C’est la fin de l’été, et c’est peut-être aussi le temps de voir ou de revoir « Kohayagawa-ke no aki », l’avant dernier film de Yasujiro Ozu, un des grands, des très grands maitres du cinéma japonais. Connu en Occident sous le titre « La Fin de l’été » ou « Le Début de l’automne », ce film raconte les difficultés de la famille Kohayagawa, prise entre les valeurs traditionnelles et la modernité du Japon d’après-guerre. Un peu de nostalgie amère adoucie par un plein d’humour et de compassion, des acteurs jouant juste, une prise de vue amenant le spectateur dans l’intimité de la famille et des dilemmes auxquels elle est en prise… un délice de cinéphile qui pourrait être aussi le point de départ d’une réflexion sur notre relation au Japon, à sa culture, à son histoire.
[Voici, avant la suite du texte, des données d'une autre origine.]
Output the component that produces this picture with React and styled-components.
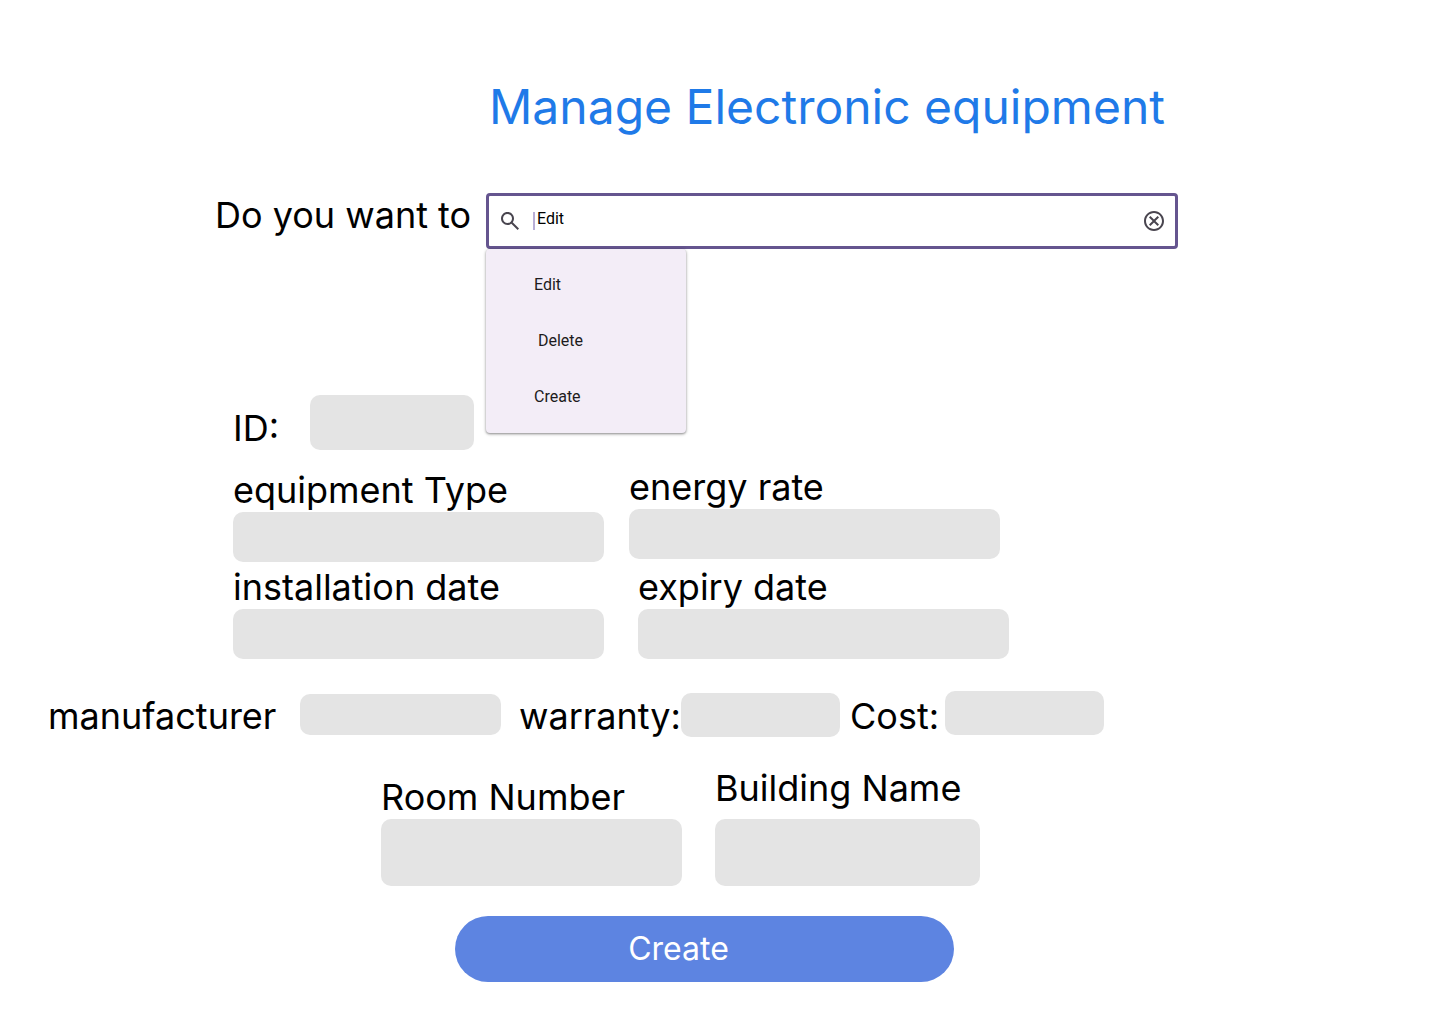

A ce propos nous tenons encore une fois à signaler à nos lecteurs anglophones la fascinante série d’articles du président de la Fédération Internationale d’Aikido, Peter Goldsbury, sur le site d’Aikiweb (www. Aikiweb.com et cliquez sur « columns » dans le menu). Intitulé « Transmission, Inheritance, Emulation », la série – on en est à la quinzième livraison – expose le résultat des recherches, des réflexions et des expériences de P. Goldsbury sur l’histoire de l’aïkido, ses sources martiales mais aussi spirituelles et politiques, sur les influences diverses qui se sont exercées sur O Sensei. P. Goldsbury est particulièrement bien placé pour servir de truchement entre son sujet et nous : outre ses fonctions de président de l’AIF, il a enseigné – en japonais – l’histoire comparée des religions et la philosophie à l’Université d’Hiroshima et il dirige encore un dojo dans cette ville.

Sur ce, nous vous souhaitons à tous une bonne rentrée, et beaucoup de plaisir dans votre pratique.